The task: Write the data out again, character for character, with no images.

· · · ·

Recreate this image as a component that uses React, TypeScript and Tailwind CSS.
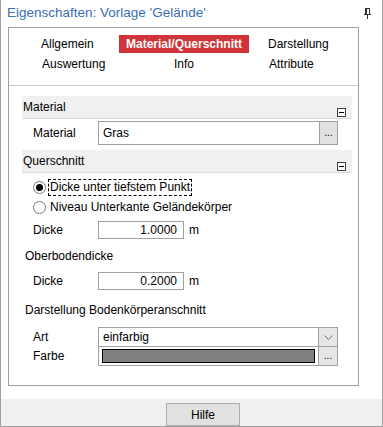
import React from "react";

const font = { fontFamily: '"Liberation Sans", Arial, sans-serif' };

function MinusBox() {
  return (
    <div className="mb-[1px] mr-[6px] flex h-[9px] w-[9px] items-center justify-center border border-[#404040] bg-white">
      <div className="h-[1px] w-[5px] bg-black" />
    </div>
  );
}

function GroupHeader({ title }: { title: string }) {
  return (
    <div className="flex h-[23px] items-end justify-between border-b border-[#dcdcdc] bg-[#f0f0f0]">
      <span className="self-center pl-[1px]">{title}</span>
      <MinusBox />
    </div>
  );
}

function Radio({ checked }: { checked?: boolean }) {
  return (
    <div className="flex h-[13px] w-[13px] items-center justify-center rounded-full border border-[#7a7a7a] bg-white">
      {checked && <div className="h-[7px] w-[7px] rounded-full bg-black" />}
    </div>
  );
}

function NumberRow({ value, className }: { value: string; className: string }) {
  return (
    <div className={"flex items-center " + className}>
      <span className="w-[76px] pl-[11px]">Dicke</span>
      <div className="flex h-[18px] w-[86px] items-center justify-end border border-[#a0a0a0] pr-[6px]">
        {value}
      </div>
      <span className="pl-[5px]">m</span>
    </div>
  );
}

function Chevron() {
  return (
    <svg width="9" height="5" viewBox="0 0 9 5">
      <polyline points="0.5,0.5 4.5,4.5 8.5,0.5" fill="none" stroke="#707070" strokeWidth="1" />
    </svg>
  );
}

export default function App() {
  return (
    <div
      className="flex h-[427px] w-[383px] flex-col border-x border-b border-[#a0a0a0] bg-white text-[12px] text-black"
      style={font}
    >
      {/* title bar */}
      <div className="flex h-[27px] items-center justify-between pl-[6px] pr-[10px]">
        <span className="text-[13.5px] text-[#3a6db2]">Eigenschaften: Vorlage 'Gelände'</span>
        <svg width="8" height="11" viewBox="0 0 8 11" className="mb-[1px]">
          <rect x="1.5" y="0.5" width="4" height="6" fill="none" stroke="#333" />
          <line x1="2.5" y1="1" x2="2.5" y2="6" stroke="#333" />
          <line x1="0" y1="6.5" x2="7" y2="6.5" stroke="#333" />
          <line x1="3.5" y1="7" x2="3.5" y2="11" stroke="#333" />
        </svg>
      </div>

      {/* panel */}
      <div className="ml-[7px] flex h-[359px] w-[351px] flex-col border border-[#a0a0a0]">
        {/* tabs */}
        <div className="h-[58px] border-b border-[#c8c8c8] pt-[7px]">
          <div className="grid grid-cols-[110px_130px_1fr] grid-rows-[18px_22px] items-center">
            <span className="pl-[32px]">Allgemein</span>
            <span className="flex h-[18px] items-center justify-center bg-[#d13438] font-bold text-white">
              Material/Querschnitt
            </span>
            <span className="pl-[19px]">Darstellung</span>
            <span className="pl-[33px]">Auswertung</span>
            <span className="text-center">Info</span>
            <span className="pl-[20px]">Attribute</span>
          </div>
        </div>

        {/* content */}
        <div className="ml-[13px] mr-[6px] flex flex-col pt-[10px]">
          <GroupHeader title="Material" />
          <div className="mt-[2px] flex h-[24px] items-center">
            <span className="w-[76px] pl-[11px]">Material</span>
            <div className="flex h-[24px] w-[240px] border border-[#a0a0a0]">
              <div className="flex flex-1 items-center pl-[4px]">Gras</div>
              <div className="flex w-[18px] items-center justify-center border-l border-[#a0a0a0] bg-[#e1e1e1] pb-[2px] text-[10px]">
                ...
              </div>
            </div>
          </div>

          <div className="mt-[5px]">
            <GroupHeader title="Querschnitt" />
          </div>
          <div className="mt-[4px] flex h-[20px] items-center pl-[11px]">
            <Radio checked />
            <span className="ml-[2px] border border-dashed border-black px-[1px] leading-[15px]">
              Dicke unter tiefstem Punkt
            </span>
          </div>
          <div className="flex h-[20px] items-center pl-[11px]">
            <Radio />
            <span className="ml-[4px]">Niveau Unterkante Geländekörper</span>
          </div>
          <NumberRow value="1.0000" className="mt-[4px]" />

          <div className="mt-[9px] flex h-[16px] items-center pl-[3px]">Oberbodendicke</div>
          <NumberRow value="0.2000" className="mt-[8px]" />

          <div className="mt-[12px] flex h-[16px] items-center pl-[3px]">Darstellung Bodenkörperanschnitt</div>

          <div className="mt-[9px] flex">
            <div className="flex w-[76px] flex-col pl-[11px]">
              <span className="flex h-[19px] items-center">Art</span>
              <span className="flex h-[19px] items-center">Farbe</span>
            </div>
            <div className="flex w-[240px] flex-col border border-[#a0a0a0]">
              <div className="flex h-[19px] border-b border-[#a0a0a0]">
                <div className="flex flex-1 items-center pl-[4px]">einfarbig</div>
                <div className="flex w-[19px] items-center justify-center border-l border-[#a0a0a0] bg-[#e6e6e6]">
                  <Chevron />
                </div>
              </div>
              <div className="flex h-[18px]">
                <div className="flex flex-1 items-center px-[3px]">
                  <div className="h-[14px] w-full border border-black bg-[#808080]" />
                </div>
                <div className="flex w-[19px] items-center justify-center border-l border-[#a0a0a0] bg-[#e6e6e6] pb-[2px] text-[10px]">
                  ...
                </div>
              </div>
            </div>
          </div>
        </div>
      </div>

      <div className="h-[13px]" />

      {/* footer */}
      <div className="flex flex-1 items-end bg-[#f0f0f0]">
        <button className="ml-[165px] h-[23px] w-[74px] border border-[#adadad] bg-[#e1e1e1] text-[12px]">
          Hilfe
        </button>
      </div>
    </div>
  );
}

· · · ·

Output of the exercise:
Recreate this image as a component that uses React, TypeScript and Tailwind CSS.
import React from "react";

const font = { fontFamily: '"Liberation Sans", Arial, sans-serif' };

function MinusBox() {
  return (
    <div className="mb-[1px] mr-[6px] flex h-[9px] w-[9px] items-center justify-center border border-[#404040] bg-white">
      <div className="h-[1px] w-[5px] bg-black" />
    </div>
  );
}

function GroupHeader({ title }: { title: string }) {
  return (
    <div className="flex h-[23px] items-end justify-between border-b border-[#dcdcdc] bg-[#f0f0f0]">
      <span className="self-center pl-[1px]">{title}</span>
      <MinusBox />
    </div>
  );
}

function Radio({ checked }: { checked?: boolean }) {
  return (
    <div className="flex h-[13px] w-[13px] items-center justify-center rounded-full border border-[#7a7a7a] bg-white">
      {checked && <div className="h-[7px] w-[7px] rounded-full bg-black" />}
    </div>
  );
}

function NumberRow({ value, className }: { value: string; className: string }) {
  return (
    <div className={"flex items-center " + className}>
      <span className="w-[76px] pl-[11px]">Dicke</span>
      <div className="flex h-[18px] w-[86px] items-center justify-end border border-[#a0a0a0] pr-[6px]">
        {value}
      </div>
      <span className="pl-[5px]">m</span>
    </div>
  );
}

function Chevron() {
  return (
    <svg width="9" height="5" viewBox="0 0 9 5">
      <polyline points="0.5,0.5 4.5,4.5 8.5,0.5" fill="none" stroke="#707070" strokeWidth="1" />
    </svg>
  );
}

export default function App() {
  return (
    <div
      className="flex h-[427px] w-[383px] flex-col border-x border-b border-[#a0a0a0] bg-white text-[12px] text-black"
      style={font}
    >
      {/* title bar */}
      <div className="flex h-[27px] items-center justify-between pl-[6px] pr-[10px]">
        <span className="text-[13.5px] text-[#3a6db2]">Eigenschaften: Vorlage 'Gelände'</span>
        <svg width="8" height="11" viewBox="0 0 8 11" className="mb-[1px]">
          <rect x="1.5" y="0.5" width="4" height="6" fill="none" stroke="#333" />
          <line x1="2.5" y1="1" x2="2.5" y2="6" stroke="#333" />
          <line x1="0" y1="6.5" x2="7" y2="6.5" stroke="#333" />
          <line x1="3.5" y1="7" x2="3.5" y2="11" stroke="#333" />
        </svg>
      </div>

      {/* panel */}
      <div className="ml-[7px] flex h-[359px] w-[351px] flex-col border border-[#a0a0a0]">
        {/* tabs */}
        <div className="h-[58px] border-b border-[#c8c8c8] pt-[7px]">
          <div className="grid grid-cols-[110px_130px_1fr] grid-rows-[18px_22px] items-center">
            <span className="pl-[32px]">Allgemein</span>
            <span className="flex h-[18px] items-center justify-center bg-[#d13438] font-bold text-white">
              Material/Querschnitt
            </span>
            <span className="pl-[19px]">Darstellung</span>
            <span className="pl-[33px]">Auswertung</span>
            <span className="text-center">Info</span>
            <span className="pl-[20px]">Attribute</span>
          </div>
        </div>

        {/* content */}
        <div className="ml-[13px] mr-[6px] flex flex-col pt-[10px]">
          <GroupHeader title="Material" />
          <div className="mt-[2px] flex h-[24px] items-center">
            <span className="w-[76px] pl-[11px]">Material</span>
            <div className="flex h-[24px] w-[240px] border border-[#a0a0a0]">
              <div className="flex flex-1 items-center pl-[4px]">Gras</div>
              <div className="flex w-[18px] items-center justify-center border-l border-[#a0a0a0] bg-[#e1e1e1] pb-[2px] text-[10px]">
                ...
              </div>
            </div>
          </div>

          <div className="mt-[5px]">
            <GroupHeader title="Querschnitt" />
          </div>
          <div className="mt-[4px] flex h-[20px] items-center pl-[11px]">
            <Radio checked />
            <span className="ml-[2px] border border-dashed border-black px-[1px] leading-[15px]">
              Dicke unter tiefstem Punkt
            </span>
          </div>
          <div className="flex h-[20px] items-center pl-[11px]">
            <Radio />
            <span className="ml-[4px]">Niveau Unterkante Geländekörper</span>
          </div>
          <NumberRow value="1.0000" className="mt-[4px]" />

          <div className="mt-[9px] flex h-[16px] items-center pl-[3px]">Oberbodendicke</div>
          <NumberRow value="0.2000" className="mt-[8px]" />

          <div className="mt-[12px] flex h-[16px] items-center pl-[3px]">Darstellung Bodenkörperanschnitt</div>

          <div className="mt-[9px] flex">
            <div className="flex w-[76px] flex-col pl-[11px]">
              <span className="flex h-[19px] items-center">Art</span>
              <span className="flex h-[19px] items-center">Farbe</span>
            </div>
            <div className="flex w-[240px] flex-col border border-[#a0a0a0]">
              <div className="flex h-[19px] border-b border-[#a0a0a0]">
                <div className="flex flex-1 items-center pl-[4px]">einfarbig</div>
                <div className="flex w-[19px] items-center justify-center border-l border-[#a0a0a0] bg-[#e6e6e6]">
                  <Chevron />
                </div>
              </div>
              <div className="flex h-[18px]">
                <div className="flex flex-1 items-center px-[3px]">
                  <div className="h-[14px] w-full border border-black bg-[#808080]" />
                </div>
                <div className="flex w-[19px] items-center justify-center border-l border-[#a0a0a0] bg-[#e6e6e6] pb-[2px] text-[10px]">
                  ...
                </div>
              </div>
            </div>
          </div>
        </div>
      </div>

      <div className="h-[13px]" />

      {/* footer */}
      <div className="flex flex-1 items-end bg-[#f0f0f0]">
        <button className="ml-[165px] h-[23px] w-[74px] border border-[#adadad] bg-[#e1e1e1] text-[12px]">
          Hilfe
        </button>
      </div>
    </div>
  );
}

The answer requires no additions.